Quelle est la marge de manœuvre dont dispose la personne publique qui a délivré le titre d’occupation en ce qui concerne la constitution du fonds de commerce ?

Dans l’hypothèse où le commerçant disposerait d’une clientèle autonome, l’existence d’un tel fonds pourrait-elle être écartée dans le cadre de l’autorisation d’occupation du domaine public? Il convient en principe de répondre par la négative. La personne publique serait ainsi contrainte de reconnaître l’existence d’un tel fonds de commerce. Cependant l’existence d’un tel fonds de commerce sur le domaine public permettra à la collectivité publique de fixer une redevance domaniale plus importante à la charge du commerçant. Cette redevance sera proportionnelle aux avantages retirés par le commerçant quand bien même le fonds de commerce aura une valeur vénale moindre e l’absence de droit au bail.

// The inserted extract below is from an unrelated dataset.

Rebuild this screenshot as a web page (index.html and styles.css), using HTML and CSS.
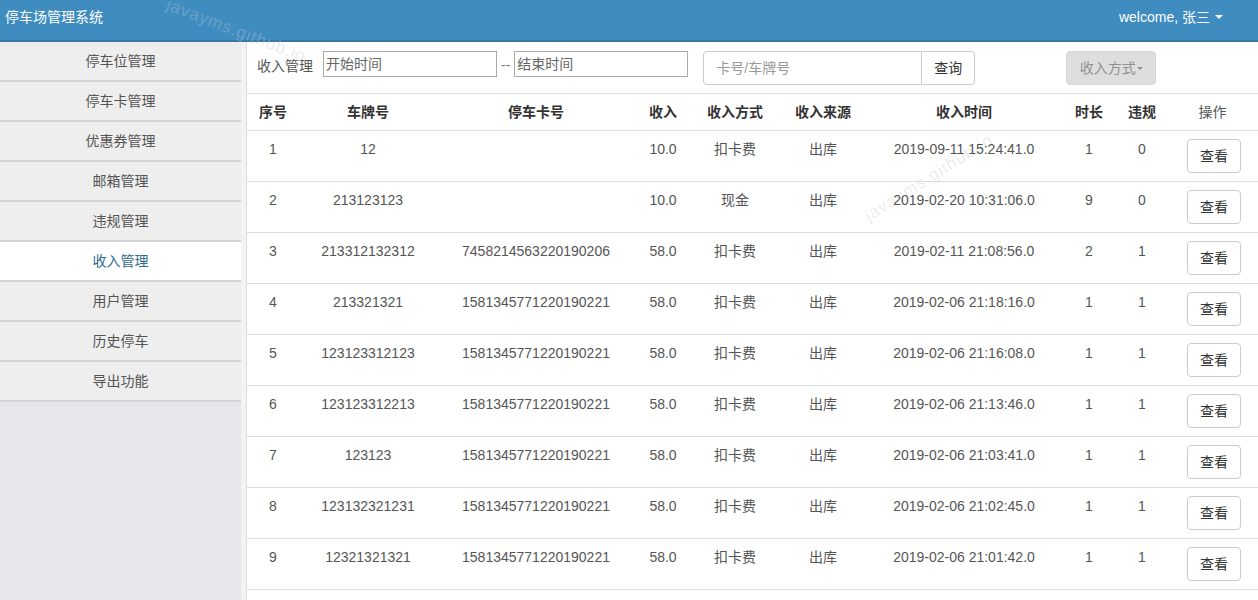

Dans l’hypothèse d’une cession du fonds de commerce, le titre d’occupation privative peut-il être cédé en même temps par le commerçant ?

Par principe l’autorisation d’occupation du domaine public est strictement personnelle et incessible (CE 10 mai 1989, n° 73146, Munoz, Lebon T. 675). Il est dès lors impossible de céder, gratuitement ou à titre onéreux, un titre d’occupation du domaine public. Il semble ainsi difficile pour l’occupant du domaine public de céder directement, à titre onéreux ou gratuit, son titre d’occupation personnel à un repreneur. Le commerçant pourra cependant « présenter » son éventuel successeur à la personne publique. Il ne pourra pas y avoir de cession de fonds de commerce sans autorisation d’occupation du domaine public.

Au terme de l’autorisation faudra-t-il verser une indemnité d’éviction à l’occupant ?

Pour assurer aux commerçants qui louent des locaux indispensables à leur activité et pour assurer la stabilité leur permettant notamment d’exposer les marchandises qu’ils destinent à leur commerce, la loi leur a conféré, sous certaines conditions, un droit au renouvellement du bail des locaux dans lesquels fonctionne leur entreprise. A cette fin, lorsque le bailleur refuse le renouvellement du bail, il doit verser au locataire sortant une compensation dite « indemnité d’éviction ». En l’espèce, il sera possible de mettre un terme de façon anticipée à l’autorisation d’occupation du domaine public à condition que soit versée à l’occupant une telle indemnité. Il existe dès lors un important risque financier pour les collectivités publiques à la fin de l’occupation.